Martin F. Haase, PhD
Postdoc at the Department of Chemical
and Biomolecular Engineering

I am a physical chemist with focus on fundamental and applied experimental research. On my homepage you can find details about my scientific work (research tab) and teaching (video tab).

The following graph gives an overview about my research. Combining liquid-liquid phase separation with various surface active materials (lipids or diblockcopolymers, ionic or nonionic surfactants, surface active particles) results in different phenomena that have allowed me to fabricate a variety of novel and functional soft materials.
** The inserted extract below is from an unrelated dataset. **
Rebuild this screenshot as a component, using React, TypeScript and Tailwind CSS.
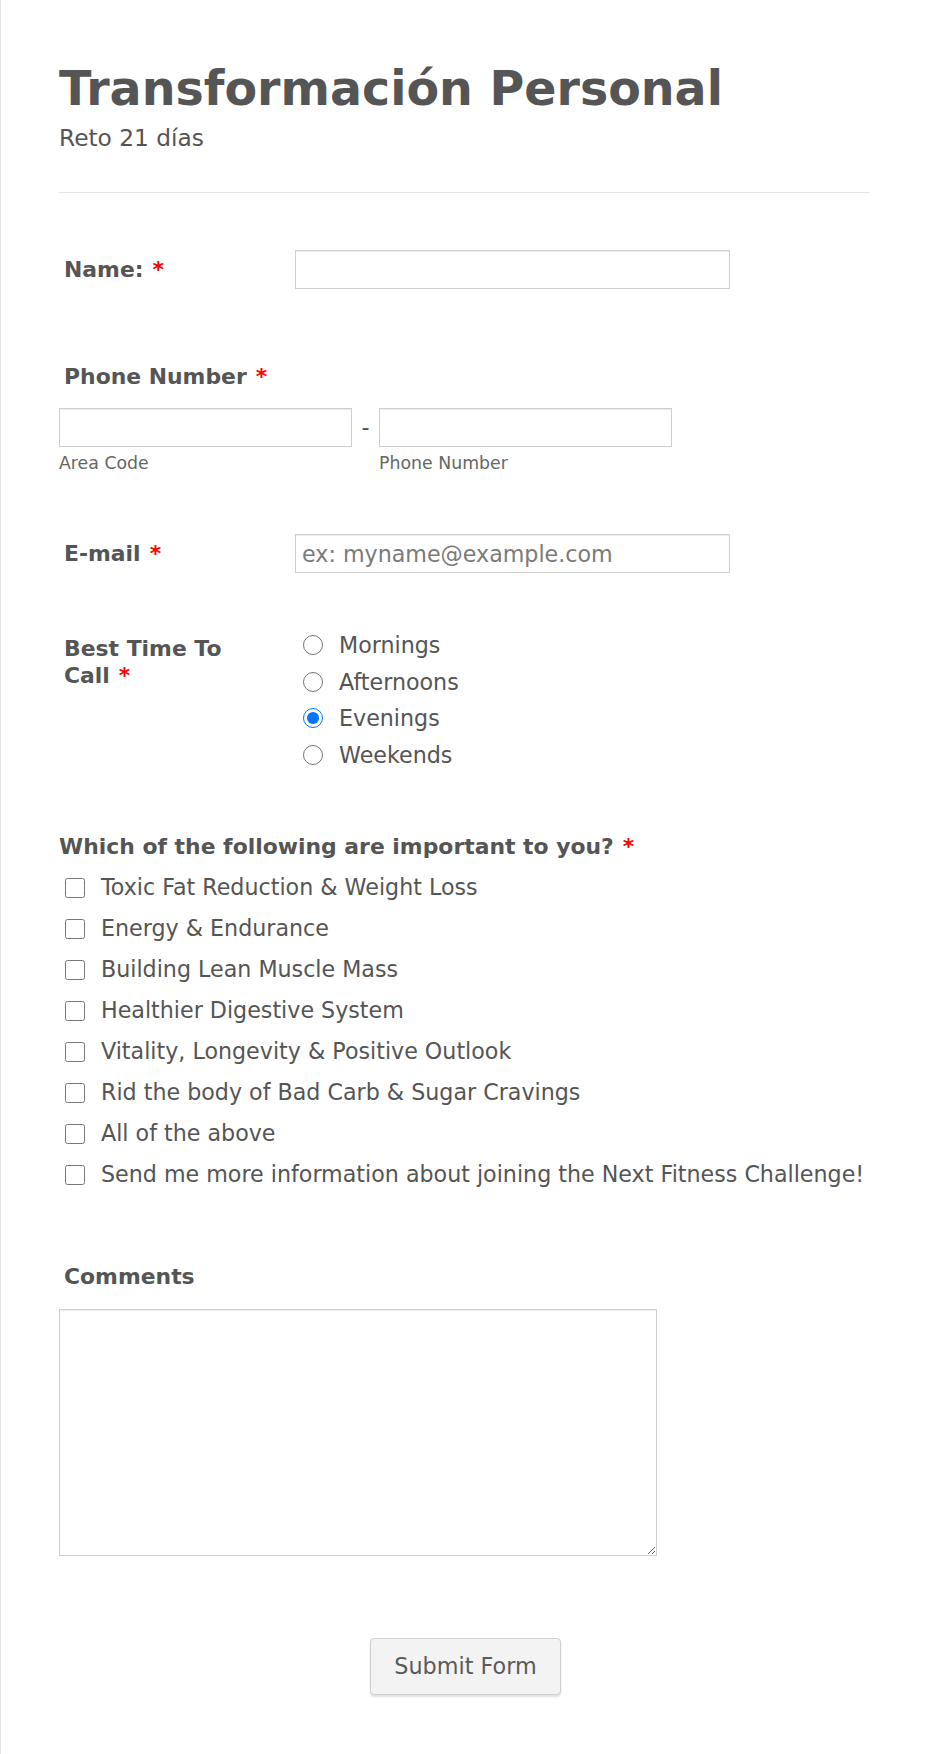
import React from "react";

const Req = () => <span className="text-[#ff0000] ml-[9px]">*</span>;

const inputCls =
  "block bg-white border border-[#cfcfcf] shadow-[inset_0_1px_1px_rgba(0,0,0,0.08)] outline-none px-[8px] text-[22.2px] text-[#555] placeholder:text-[#7a7a7a] font-['DejaVu_Sans',sans-serif]";

const options = [
  "Toxic Fat Reduction & Weight Loss",
  "Energy & Endurance",
  "Building Lean Muscle Mass",
  "Healthier Digestive System",
  "Vitality, Longevity & Positive Outlook",
  "Rid the body of Bad Carb & Sugar Cravings",
  "All of the above",
  "Send me more information about joining the Next Fitness Challenge!",
];

const times = ["Mornings", "Afternoons", "Evenings", "Weekends"];

export default function App() {
  return (
    <div className="min-h-[1754px] bg-white border-l border-[#e3e3e3] font-['DejaVu_Sans',sans-serif] text-[#555]">
      <div className="pl-[58px] pr-[60px] pt-[61px] pb-[57px]">
        {/* Header */}
        <h1 className="text-[47.5px] leading-[56px] font-bold text-[#555]">Transformación Personal</h1>
        <div className="mt-[7px] text-[23.3px] leading-[28px] text-[#555]">Reto 21 días</div>
        <div className="mt-[40px] border-t border-[#e6e6e6]" />

        {/* Name */}
        <div className="mt-[57px] flex items-center">
          <label className="w-[236px] pl-[5px] text-[21.9px] leading-[28px] font-bold">
            Name:<Req />
          </label>
          <input type="text" className={`${inputCls} w-[435px] h-[39px]`} />
        </div>

        {/* Phone */}
        <div className="mt-[74px] pl-[5px] text-[21.9px] leading-[28px] font-bold">
          Phone Number<Req />
        </div>
        <div className="mt-[17px] flex items-start">
          <div className="flex flex-col">
            <input type="text" className={`${inputCls} w-[293px] h-[39px]`} />
            <span className="mt-[6px] text-[17.33px] leading-[20px] text-[#666]">Area Code</span>
          </div>
          <span className="w-[27px] h-[39px] flex items-center justify-center text-[22.2px]">-</span>
          <div className="flex flex-col">
            <input type="text" className={`${inputCls} w-[293px] h-[39px]`} />
            <span className="mt-[6px] text-[17.33px] leading-[20px] text-[#666]">Phone Number</span>
          </div>
        </div>

        {/* Email */}
        <div className="mt-[61px] flex items-center">
          <label className="w-[236px] pl-[5px] text-[21.9px] leading-[28px] font-bold">
            E-mail<Req />
          </label>
          <input
            type="email"
            placeholder="ex: myname@example.com"
            className={`${inputCls} w-[435px] h-[39px] pl-[6px]`}
          />
        </div>

        {/* Best time */}
        <div className="mt-[54px] flex items-start">
          <label className="w-[236px] pl-[5px] pr-[30px] pt-[8px] text-[21.9px] leading-[27.3px] font-bold">
            Best Time To Call<Req />
          </label>
          <div className="flex flex-col pl-[8px]">
            {times.map((t) => (
              <label key={t} className="flex items-center h-[36.6px] text-[22.2px] leading-[36.6px]">
                <input
                  type="radio"
                  name="time"
                  defaultChecked={t === "Evenings"}
                  className="w-[20px] h-[20px] m-0"
                />
                <span className="ml-[16px]">{t}</span>
              </label>
            ))}
          </div>
        </div>

        {/* Important */}
        <div className="mt-[60px] text-[21.9px] leading-[28px] font-bold">
          Which of the following are important to you?<Req />
        </div>
        <div className="mt-[6px] flex flex-col">
          {options.map((o) => (
            <label key={o} className="flex items-center h-[41px] text-[22.2px] leading-[41px] whitespace-nowrap">
              <input type="checkbox" className="w-[20px] h-[20px] ml-[6px] m-0 shrink-0" />
              <span className="ml-[16px]">{o}</span>
            </label>
          ))}
        </div>

        {/* Comments */}
        <div className="mt-[68px] pl-[5px] text-[21.9px] leading-[28px] font-bold">Comments</div>
        <textarea
          className="mt-[18px] block w-[598px] h-[247px] bg-white border border-[#cfcfcf] shadow-[inset_0_1px_1px_rgba(0,0,0,0.08)] outline-none p-[6px] text-[22.2px] text-[#555] font-['DejaVu_Sans',sans-serif]"
        />

        {/* Submit */}
        <div className="mt-[82px] flex justify-center">
          <button
            type="button"
            className="relative left-[1px] w-[191px] h-[57px] bg-[#f3f3f3] border border-[#cfcfcf] rounded-[4px] shadow-[0_2px_2px_rgba(0,0,0,0.12)] text-[22.3px] text-[#5a5a5a] font-['DejaVu_Sans',sans-serif]"
          >
            Submit Form
          </button>
        </div>
      </div>
    </div>
  );
}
Overview of my research: Complex emulsion formation by liquid-liquid phase separation


Recent research: Bijels


A specific example of my research is the interfacial self-assembly of microscopic solid particles. Coupled with liquid-liquid phase separation this leads to the formation of new types of bicontinuous interfacially jammed emulsions (bijels).

Bijels consist of two interwoven pore networks, each filled with a liquid that is immiscible with the other. The interface between these liquids is stabilized by microscopic particles. This architecture provides Bijels with high interfacial areas and robust mechanical properties.
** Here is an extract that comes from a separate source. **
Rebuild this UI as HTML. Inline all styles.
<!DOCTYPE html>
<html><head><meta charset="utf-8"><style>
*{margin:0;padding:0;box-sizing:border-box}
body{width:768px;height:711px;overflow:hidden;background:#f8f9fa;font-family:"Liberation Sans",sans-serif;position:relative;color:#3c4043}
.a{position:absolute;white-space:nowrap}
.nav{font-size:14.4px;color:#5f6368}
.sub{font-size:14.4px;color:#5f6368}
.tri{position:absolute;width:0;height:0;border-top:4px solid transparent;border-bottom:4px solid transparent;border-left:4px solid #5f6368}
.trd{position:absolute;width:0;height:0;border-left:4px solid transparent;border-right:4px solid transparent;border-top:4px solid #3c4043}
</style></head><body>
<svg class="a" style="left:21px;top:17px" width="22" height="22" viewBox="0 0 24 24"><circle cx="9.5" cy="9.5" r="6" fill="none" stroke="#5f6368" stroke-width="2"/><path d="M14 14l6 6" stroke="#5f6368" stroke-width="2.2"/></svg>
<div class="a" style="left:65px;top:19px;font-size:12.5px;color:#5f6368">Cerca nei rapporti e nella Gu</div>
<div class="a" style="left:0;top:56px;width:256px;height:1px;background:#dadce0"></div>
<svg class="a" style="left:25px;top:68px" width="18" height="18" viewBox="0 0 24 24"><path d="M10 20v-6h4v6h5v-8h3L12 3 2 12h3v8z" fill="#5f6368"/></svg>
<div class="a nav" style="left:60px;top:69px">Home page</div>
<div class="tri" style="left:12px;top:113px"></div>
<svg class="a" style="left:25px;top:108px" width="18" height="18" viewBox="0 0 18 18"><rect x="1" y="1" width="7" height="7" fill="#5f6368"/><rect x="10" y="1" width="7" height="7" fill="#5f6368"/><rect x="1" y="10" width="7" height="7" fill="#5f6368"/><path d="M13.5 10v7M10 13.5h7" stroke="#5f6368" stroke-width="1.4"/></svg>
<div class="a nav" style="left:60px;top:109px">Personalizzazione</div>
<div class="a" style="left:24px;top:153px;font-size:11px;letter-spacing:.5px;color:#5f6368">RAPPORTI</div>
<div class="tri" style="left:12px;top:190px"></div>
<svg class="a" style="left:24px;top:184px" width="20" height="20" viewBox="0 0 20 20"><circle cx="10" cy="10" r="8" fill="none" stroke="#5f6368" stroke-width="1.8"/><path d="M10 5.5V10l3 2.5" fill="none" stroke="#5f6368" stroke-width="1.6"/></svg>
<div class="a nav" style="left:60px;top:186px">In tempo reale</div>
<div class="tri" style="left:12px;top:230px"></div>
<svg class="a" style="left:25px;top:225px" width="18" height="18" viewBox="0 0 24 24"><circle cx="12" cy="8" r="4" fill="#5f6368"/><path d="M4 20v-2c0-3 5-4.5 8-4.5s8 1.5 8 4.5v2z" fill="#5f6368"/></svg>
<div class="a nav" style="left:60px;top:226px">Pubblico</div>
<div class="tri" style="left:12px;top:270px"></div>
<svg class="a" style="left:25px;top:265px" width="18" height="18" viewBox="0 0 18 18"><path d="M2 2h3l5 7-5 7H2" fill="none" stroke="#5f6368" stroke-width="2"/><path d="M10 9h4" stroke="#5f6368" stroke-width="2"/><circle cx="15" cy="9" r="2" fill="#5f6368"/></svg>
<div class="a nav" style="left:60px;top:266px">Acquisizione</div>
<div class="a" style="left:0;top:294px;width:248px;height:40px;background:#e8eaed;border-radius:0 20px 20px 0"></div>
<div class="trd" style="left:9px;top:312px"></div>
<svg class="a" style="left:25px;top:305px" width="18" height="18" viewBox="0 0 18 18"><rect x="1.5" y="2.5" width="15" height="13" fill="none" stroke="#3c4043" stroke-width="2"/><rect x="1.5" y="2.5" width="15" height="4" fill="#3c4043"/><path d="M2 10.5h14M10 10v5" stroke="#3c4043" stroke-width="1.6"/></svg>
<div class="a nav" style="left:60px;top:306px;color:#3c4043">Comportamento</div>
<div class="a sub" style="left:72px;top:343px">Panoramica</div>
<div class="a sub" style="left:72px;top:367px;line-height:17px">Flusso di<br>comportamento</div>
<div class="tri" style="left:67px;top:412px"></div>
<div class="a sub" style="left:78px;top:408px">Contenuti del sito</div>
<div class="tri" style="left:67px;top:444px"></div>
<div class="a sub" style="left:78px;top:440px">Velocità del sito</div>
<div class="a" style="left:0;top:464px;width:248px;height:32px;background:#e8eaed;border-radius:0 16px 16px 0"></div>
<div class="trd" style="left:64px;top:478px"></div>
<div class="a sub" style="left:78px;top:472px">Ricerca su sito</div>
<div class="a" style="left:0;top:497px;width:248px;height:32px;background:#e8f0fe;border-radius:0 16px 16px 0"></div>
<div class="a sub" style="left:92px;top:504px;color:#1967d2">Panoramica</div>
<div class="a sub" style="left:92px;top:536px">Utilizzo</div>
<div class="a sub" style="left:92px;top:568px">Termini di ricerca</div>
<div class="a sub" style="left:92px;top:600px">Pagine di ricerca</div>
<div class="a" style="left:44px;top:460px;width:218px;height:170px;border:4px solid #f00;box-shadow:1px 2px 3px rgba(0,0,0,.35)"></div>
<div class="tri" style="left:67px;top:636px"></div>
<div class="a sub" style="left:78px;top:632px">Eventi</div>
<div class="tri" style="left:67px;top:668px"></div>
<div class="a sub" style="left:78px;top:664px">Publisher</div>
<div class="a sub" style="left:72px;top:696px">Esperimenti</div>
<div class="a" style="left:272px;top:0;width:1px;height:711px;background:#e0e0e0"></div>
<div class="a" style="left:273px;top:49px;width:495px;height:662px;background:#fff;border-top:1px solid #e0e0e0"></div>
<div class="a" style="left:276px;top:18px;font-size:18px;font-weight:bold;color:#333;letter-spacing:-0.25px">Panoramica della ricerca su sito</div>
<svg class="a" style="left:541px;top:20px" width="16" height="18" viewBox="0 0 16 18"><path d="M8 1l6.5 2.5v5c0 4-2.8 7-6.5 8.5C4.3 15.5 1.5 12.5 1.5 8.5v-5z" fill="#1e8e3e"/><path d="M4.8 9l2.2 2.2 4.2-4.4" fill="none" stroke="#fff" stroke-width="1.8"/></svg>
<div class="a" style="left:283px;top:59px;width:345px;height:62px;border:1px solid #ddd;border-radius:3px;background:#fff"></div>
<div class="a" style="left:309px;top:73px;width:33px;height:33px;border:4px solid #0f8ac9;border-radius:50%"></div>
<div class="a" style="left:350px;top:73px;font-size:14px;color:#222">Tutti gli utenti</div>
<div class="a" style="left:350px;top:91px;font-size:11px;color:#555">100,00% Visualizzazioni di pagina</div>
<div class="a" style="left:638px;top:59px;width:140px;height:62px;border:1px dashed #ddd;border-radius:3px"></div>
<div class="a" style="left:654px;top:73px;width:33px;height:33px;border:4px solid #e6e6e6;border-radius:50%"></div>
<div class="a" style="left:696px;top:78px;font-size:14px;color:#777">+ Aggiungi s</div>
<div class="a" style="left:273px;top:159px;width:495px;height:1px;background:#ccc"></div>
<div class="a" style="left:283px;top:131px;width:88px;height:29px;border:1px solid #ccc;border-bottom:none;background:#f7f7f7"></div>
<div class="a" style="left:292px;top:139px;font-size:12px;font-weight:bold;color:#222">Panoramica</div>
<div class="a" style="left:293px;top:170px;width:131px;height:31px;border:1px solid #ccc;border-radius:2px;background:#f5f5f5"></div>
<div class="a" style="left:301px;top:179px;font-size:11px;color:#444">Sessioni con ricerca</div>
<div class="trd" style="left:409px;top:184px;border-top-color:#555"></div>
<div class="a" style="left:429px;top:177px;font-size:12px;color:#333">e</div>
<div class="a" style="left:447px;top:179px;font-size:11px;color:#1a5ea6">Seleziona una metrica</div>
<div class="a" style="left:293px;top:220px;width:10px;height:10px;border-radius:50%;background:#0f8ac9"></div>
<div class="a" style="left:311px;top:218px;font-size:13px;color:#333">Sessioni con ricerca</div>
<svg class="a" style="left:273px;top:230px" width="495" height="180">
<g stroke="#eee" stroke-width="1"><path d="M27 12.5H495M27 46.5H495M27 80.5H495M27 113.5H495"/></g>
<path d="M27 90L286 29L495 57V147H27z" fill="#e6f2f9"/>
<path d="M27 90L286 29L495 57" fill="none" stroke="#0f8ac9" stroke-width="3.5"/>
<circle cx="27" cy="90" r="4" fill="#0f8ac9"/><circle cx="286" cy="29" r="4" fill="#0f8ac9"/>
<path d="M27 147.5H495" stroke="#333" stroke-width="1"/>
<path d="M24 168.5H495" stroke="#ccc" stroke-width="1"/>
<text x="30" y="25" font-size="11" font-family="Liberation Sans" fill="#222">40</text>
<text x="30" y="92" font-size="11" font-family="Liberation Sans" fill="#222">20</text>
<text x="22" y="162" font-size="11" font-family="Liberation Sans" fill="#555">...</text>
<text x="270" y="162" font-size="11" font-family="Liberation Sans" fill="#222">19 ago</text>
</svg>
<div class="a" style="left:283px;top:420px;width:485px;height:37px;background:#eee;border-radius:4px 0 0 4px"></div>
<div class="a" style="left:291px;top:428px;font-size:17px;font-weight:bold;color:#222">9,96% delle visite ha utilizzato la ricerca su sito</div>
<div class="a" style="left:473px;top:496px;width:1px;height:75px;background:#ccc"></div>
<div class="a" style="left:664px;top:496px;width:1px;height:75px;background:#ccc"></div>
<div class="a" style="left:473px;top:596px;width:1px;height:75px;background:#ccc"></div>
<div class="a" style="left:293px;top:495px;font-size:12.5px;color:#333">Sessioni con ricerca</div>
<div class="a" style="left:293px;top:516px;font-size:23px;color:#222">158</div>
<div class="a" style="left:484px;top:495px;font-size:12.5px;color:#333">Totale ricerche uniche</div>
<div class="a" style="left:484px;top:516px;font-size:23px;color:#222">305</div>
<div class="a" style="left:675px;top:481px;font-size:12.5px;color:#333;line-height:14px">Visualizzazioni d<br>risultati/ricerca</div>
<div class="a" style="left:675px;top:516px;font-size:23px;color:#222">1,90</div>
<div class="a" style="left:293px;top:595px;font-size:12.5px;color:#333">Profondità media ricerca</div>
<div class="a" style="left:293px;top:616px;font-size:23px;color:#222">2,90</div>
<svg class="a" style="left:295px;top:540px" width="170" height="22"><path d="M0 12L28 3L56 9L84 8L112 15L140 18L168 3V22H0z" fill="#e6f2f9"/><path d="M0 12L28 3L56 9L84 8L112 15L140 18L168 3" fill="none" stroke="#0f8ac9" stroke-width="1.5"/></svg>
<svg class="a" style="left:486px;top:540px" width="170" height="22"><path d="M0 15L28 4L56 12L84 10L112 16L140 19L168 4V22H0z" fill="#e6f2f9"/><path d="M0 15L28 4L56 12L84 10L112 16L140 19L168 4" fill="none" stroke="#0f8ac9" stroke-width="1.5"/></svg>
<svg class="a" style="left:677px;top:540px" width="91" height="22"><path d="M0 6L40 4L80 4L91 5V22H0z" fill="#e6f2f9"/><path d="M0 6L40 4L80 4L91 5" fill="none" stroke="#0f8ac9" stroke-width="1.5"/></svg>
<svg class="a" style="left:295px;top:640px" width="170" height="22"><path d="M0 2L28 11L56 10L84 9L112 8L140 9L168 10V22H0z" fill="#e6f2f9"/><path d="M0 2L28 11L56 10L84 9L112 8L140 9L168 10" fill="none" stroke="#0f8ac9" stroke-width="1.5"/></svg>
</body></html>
My work facilitates the simple fabrication of bijels with many different building blocks, controllable architectures and morphologies.

Bijels have great potentials for applications in food-technology, as filtration membranes, for microfluidics and as catalytic reaction media.

In the future I plan to investigate the complex mechanisms behind bijel formation and also demonstrate high-impact applications of bijels.